(Account) of A CHANCE ENCOUNTER WITH AN INDIAN ASTROLOGER

In 1986 I was in India studying Samkhya Philosophy with a remarkable teacher.  How I came to be there is another story but after six months immigration law decreed that I had to leave India because my visa had ran out. Since I was not prepared to spend three months in a Nepalese jungle, so that I could return to India for another six months with a renewed visa, as my room-mate Kevin did, I went to Canada, on to Kent, Ohio in America, back to Kitchener and Waterloo in Canada and then back home to the UK.  I was away eleven months in all.

Shortly after I reached Canada I was invited to go to see a friend called Shivdat Talwar.  Shiv is a warm, kind, gentle man, also from India, who was a professor at the local university.  I arrived and a few moments later was shown into the sitting room where  two men, both Indian, were engrossed in conversation.  They stopped and looking up introduced themselves.  One lived permanently in Canada and the other had recently arrived from India on a visit.  I was told that he spoke very little English.  I sensed from him a brooding, arrogant hostility.

 After a moment or two the one who lived in Canada said, “This is my friend from India.  He is a very famous astrologer and he has cast a horoscope for the next person to walk into the room and that’s you.  Do you mind if he reads it to you.”

 “But”, I said, “he knows nothing about me so how can he write my horoscope?”

 “It’s not for you”, he said, “its for this place and this time.”

 “Okay” I said trustingly.

 The man from India picked up a small piece of paper that lay on the table.  On it he had written a simple statement.  He handed it to his friend who proceeded to read it aloud.

“The person to whom this horoscope relates is a renunciate in the wrong garb.  He left worldly life due to pain.  That pain is now passing away.  He will go back into worldly life and live out his days as an ordinary man.’

 I noted that the man from India had distanced himself from being wrong by handing it to the other to read.  The reader looked up at me and asked, “Well, is it right.”

I was shocked.  “It is surprisingly accurate.”  I affirmed to the astrologer.  He had expressed what I had silently acknowledged for some time but was determined to resist.  I turned to the man holding the piece of paper.  “Can he tell me anything else?”

“What ‘ you want to know?”  said the astrologer sharply in perfectly acceptable clipped English.

“Will I get back together with my wife?” I asked earnestly, suspecting that I knew the answer before I had asked the question.

“Why do you still love her after what she did to you.”  The implication was that I was a foolish and infatuated man.  “She is (socially) in her proper place now.” he continued, “Forget about her.”

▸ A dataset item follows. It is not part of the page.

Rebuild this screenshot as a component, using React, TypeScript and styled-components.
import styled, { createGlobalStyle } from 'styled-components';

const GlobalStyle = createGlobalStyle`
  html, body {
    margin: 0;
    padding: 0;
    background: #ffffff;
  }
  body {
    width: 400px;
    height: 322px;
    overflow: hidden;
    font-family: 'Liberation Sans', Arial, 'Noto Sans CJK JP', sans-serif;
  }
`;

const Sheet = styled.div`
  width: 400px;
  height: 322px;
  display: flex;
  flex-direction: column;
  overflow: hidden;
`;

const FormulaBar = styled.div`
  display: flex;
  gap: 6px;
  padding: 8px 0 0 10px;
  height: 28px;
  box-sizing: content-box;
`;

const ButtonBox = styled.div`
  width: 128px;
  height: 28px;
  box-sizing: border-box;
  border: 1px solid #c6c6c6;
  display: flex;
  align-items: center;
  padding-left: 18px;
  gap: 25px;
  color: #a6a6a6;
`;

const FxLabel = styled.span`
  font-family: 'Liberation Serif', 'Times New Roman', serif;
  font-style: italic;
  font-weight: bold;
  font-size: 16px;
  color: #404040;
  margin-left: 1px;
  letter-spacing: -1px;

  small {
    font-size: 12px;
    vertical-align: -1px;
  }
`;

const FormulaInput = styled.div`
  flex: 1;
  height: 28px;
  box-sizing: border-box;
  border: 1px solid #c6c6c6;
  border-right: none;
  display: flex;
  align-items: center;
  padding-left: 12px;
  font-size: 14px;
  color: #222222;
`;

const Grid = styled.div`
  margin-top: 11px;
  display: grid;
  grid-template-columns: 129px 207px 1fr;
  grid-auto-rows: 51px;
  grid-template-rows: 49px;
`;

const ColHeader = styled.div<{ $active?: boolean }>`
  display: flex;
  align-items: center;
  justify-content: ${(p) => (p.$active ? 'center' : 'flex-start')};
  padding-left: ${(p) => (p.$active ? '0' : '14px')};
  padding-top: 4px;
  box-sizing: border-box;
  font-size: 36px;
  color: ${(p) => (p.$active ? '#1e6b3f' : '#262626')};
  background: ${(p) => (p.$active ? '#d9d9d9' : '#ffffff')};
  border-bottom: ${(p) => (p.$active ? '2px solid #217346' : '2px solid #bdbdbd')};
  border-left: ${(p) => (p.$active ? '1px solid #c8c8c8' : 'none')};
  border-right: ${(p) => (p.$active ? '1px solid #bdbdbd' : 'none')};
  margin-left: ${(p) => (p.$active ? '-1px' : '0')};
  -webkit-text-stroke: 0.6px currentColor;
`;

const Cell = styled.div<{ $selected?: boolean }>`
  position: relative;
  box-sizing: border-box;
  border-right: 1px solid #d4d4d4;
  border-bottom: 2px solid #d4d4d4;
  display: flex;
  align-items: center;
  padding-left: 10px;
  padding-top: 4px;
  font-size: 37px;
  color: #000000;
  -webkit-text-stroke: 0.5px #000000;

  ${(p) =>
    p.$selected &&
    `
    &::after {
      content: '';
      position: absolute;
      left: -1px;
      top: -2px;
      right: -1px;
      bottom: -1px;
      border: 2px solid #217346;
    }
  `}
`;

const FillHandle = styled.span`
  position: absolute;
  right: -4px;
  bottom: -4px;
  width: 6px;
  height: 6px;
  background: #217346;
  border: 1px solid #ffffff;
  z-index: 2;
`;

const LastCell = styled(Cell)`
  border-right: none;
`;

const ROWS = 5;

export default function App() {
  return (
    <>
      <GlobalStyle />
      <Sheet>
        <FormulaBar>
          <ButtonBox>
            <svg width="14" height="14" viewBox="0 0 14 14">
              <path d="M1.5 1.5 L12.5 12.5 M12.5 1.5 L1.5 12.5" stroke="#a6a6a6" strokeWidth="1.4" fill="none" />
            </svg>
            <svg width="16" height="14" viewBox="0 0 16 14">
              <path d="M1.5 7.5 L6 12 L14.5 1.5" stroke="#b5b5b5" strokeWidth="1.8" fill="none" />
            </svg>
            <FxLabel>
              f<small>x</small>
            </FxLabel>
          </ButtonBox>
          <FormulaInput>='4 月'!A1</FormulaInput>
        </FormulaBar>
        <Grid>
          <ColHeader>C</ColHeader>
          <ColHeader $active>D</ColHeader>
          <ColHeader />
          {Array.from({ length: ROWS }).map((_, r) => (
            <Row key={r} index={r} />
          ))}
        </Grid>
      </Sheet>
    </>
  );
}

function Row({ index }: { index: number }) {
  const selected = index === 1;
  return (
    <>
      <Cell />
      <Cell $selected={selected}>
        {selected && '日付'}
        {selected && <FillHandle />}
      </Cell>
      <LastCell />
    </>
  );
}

“If only it were that easy,” I thought.  I fell silent for a moment then ventured, “Will I be married again?”

“I cannot tell’, he said haughtily, “You have been married too many times in this life for me to be able to tell.”  He seemed to draw a certain smug satisfaction from putting me down.

The other man explained and I understood that in India an intimate sexual relationship was a marriage. “Okay,” I said, “but have you any advice?”

“Yes, you should go back to the UK and start your business again.  Can you do that?” I nodded.  “Whatever you put your mind to you will be very successful. But there are two dates that are dangerous for you. On either of these dates you could be married again.”  He read them out and I noted them down.

I was called to go.  “Thank you.” I said putting my hands together, “Namaste.”  As I rose to leave the astrologer handed me the piece of paper, which I later taped into my diary.  I still have it.

He was accurate on all counts even the dates he gave me.  I was, in Indian terms at least, married on both dates.  But this was not the most disturbing thing he said to me that day.  The harshest thing he told me was that I would live out my life as an ordinary man.  I knew what he meant and for two years I struggled with that small piece of information because Seers are not ordinary men. To a man with such soaring ambition his statement felt like a curse that I could try to ignore but which had found its mark!